The Kai Tak Cruise Terminal has been plagued with inaccessibility, with very little public transport links for ordinary Hongkongers and a location that is remote to shopping malls and MTR stations.
The terminal is operated by Worldwide Cruise Terminals, a consortium jointly owned by Worldwide Flight Services, Royal Caribbean Cruises and Shun Tak Holdings.
Jeff Bent, managing director of Worldwide Cruise Terminals, said with more development in the Kai Tak district, accessibility will improve.
“The Kai Tak Cruise Terminal is the first development in a large area, and as more land in the Kai Tak district is developed, such as an MTR station, six luxury hotels, stadium and pediatric hospital, transportation will improve,” he said.
Most of the terminal’s revenues come from cruise operations, with retail and event venue leasing as alternative revenue streams.
“Over time, as cruise operations increase in frequency, event venue leasing will decrease,” Bent said.
87% of the 5,600 square-meter retail space has been leased and Bent says this will remain more or less consistent.

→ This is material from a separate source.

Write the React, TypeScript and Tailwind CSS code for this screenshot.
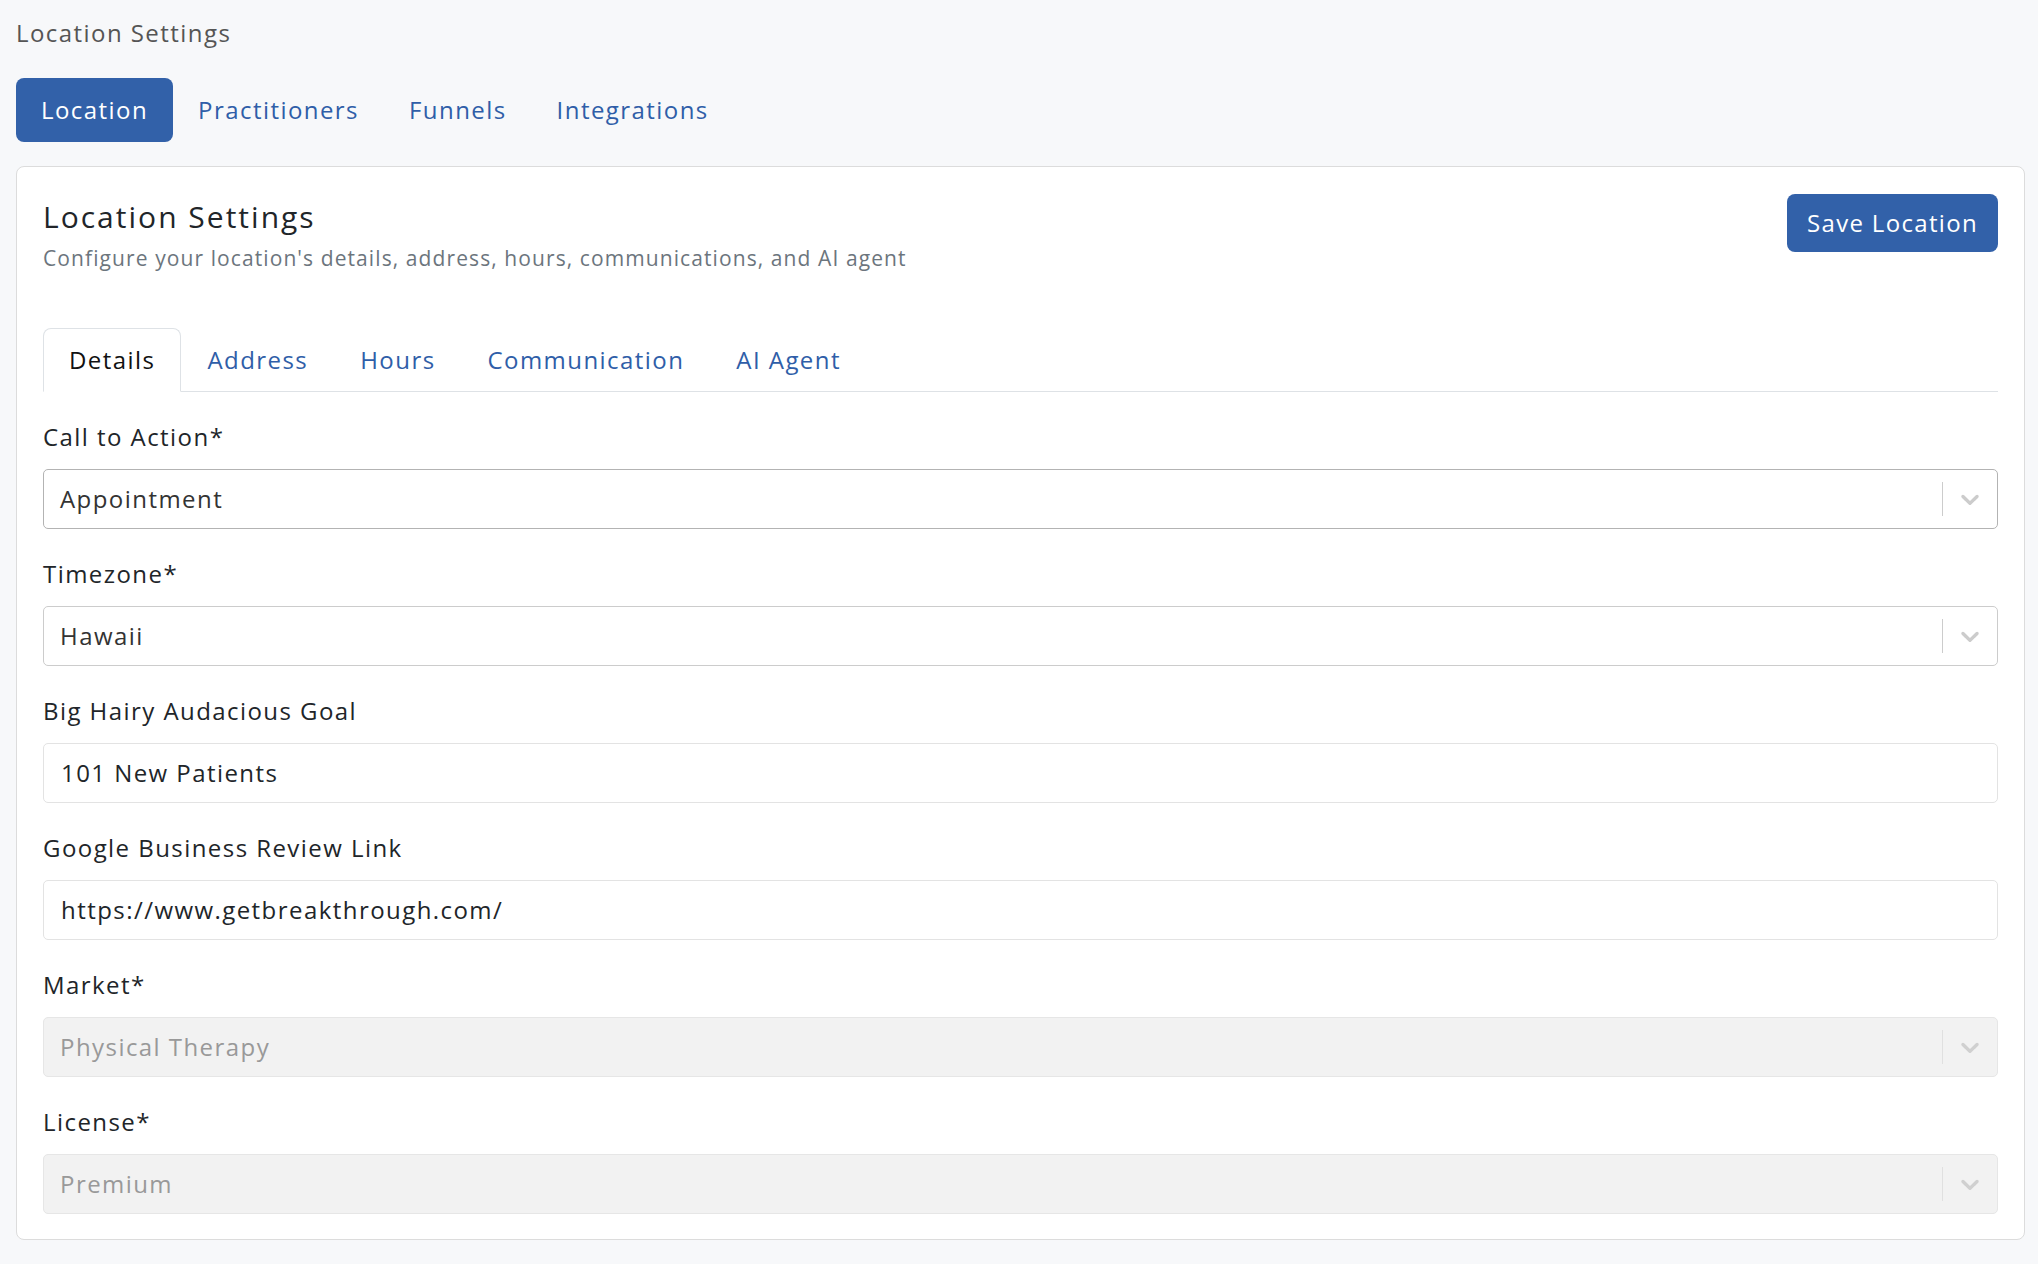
import React from 'react'

const Chevron = () => (
  <svg viewBox="0 0 20 20" className="h-[30px] w-[30px] fill-current" aria-hidden="true">
    <path d="M4.516 7.548c0.436-0.446 1.043-0.481 1.576 0l3.908 3.747 3.908-3.747c0.533-0.481 1.141-0.446 1.574 0 0.436 0.445 0.408 1.197 0 1.615-0.406 0.418-4.695 4.502-4.695 4.502-0.217 0.223-0.502 0.335-0.787 0.335s-0.57-0.112-0.789-0.335c0 0-4.287-4.084-4.695-4.502s-0.436-1.17 0-1.615z" />
  </svg>
)

function SelectBox({ value, disabled, strong }: { value: string; disabled?: boolean; strong?: boolean }) {
  const box = disabled
    ? 'bg-[#f2f2f2] border-[#e6e6e6] text-[#999999]'
    : strong
      ? 'bg-white border-[#b3b3b3] text-[#333333]'
      : 'bg-white border-[#cccccc] text-[#333333]'
  return (
    <div className={`flex h-[60px] items-center rounded-[5px] border ${box}`}>
      <div className="flex-1 pl-[16px]">{value}</div>
      <div className={`h-[34px] w-px ${disabled ? 'bg-[#e0e0e0]' : 'bg-[#cccccc]'}`} />
      <div className={`flex items-center px-[12px] ${disabled ? 'text-[#d0d0d0]' : 'text-[#cccccc]'}`}>
        <Chevron />
      </div>
    </div>
  )
}

function TextBox({ value }: { value: string }) {
  return (
    <div className="flex h-[60px] items-center rounded-[5px] border border-[#e3e3e3] bg-white pl-[17px] text-[#212529]">
      {value}
    </div>
  )
}

function Field({ label, children }: { label: string; children: React.ReactNode }) {
  return (
    <div className="mb-[31px] last:mb-0">
      <div className="mb-[18px] leading-[28px] text-[#212529]">{label}</div>
      {children}
    </div>
  )
}

export default function App() {
  const topTabs = ['Location', 'Practitioners', 'Funnels', 'Integrations']
  const innerTabs = ['Details', 'Address', 'Hours', 'Communication', 'AI Agent']

  return (
    <div className="min-h-screen bg-[#f7f8fa] pt-[19px] pb-[24px] pl-[16px] pr-[13px] font-['Open_Sans',sans-serif] text-[24px] tracking-[0.06em]">
      <div className="leading-[28px] text-[#555555]">Location Settings</div>

      <div className="mt-[31px] flex">
        {topTabs.map((t, i) => (
          <div
            key={t}
            className={
              i === 0
                ? 'flex h-[64px] items-center rounded-[8px] bg-[#3261a9] px-[25px] text-white'
                : 'flex h-[64px] items-center px-[25px] text-[#2f5ea8]'
            }
          >
            {t}
          </div>
        ))}
      </div>

      <div className="mt-[24px] rounded-[8px] border border-[#dcdcdc] bg-white pt-[27px] pb-[25px] pl-[26px] pr-[26px]">
        <div className="flex items-start justify-between">
          <div className="pt-[5px]">
            <h1 className="text-[30px] leading-[36px] tracking-[0.067em] text-[#212529]">Location Settings</h1>
            <p className="mt-[9px] text-[21px] leading-[28px] tracking-[0.052em] text-[#6c757d]">
              Configure your location's details, address, hours, communications, and AI agent
            </p>
          </div>
          <button className="h-[58px] rounded-[8px] bg-[#3261a9] px-[20px] font-medium tracking-[0.055em] text-white">
            Save Location
          </button>
        </div>

        <div className="mt-[56px] flex border-b border-[#dee2e6]">
          {innerTabs.map((t, i) => (
            <div
              key={t}
              className={
                i === 0
                  ? '-mb-px flex h-[64px] items-center rounded-t-[8px] border border-b-white border-[#dee2e6] bg-white px-[25px] text-[#111111]'
                  : 'flex h-[63px] items-center px-[26px] text-[#2f5ea8]'
              }
            >
              {t}
            </div>
          ))}
        </div>

        <div className="mt-[31px]">
          <Field label="Call to Action*">
            <SelectBox value="Appointment" strong />
          </Field>
          <Field label="Timezone*">
            <SelectBox value="Hawaii" />
          </Field>
          <Field label="Big Hairy Audacious Goal">
            <TextBox value="101 New Patients" />
          </Field>
          <Field label="Google Business Review Link">
            <TextBox value="https://www.getbreakthrough.com/" />
          </Field>
          <Field label="Market*">
            <SelectBox value="Physical Therapy" disabled />
          </Field>
          <Field label="License*">
            <SelectBox value="Premium" disabled />
          </Field>
        </div>
      </div>
    </div>
  )
}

He added, “Our cruise business is primarily B2B, but we will consider some targeted tactical promotions to support the retail side as well. Our tenants are also conducting their own promotional activities, such as marketing the 80-table Chinese restaurant as a wedding venue.”
The brand image he hopes to promote is as a beautiful and enjoyable place for park visitors, event and wedding participants and for people embarking on a cruise. He says most cruise terminals close when a ship is not at berth but this is not the case at the Kai Tak Cruise Terminal, which is unusual.
But the greatest source of growth is still expected to come from cruise operations, according to Bent.
“As international cruise lines increasingly order new ships and deploy more of their fleets to Asia, and as local Asian cruise lines acquire ships and enter operation, this part of the business will ramp up substantially over the coming years,” he said.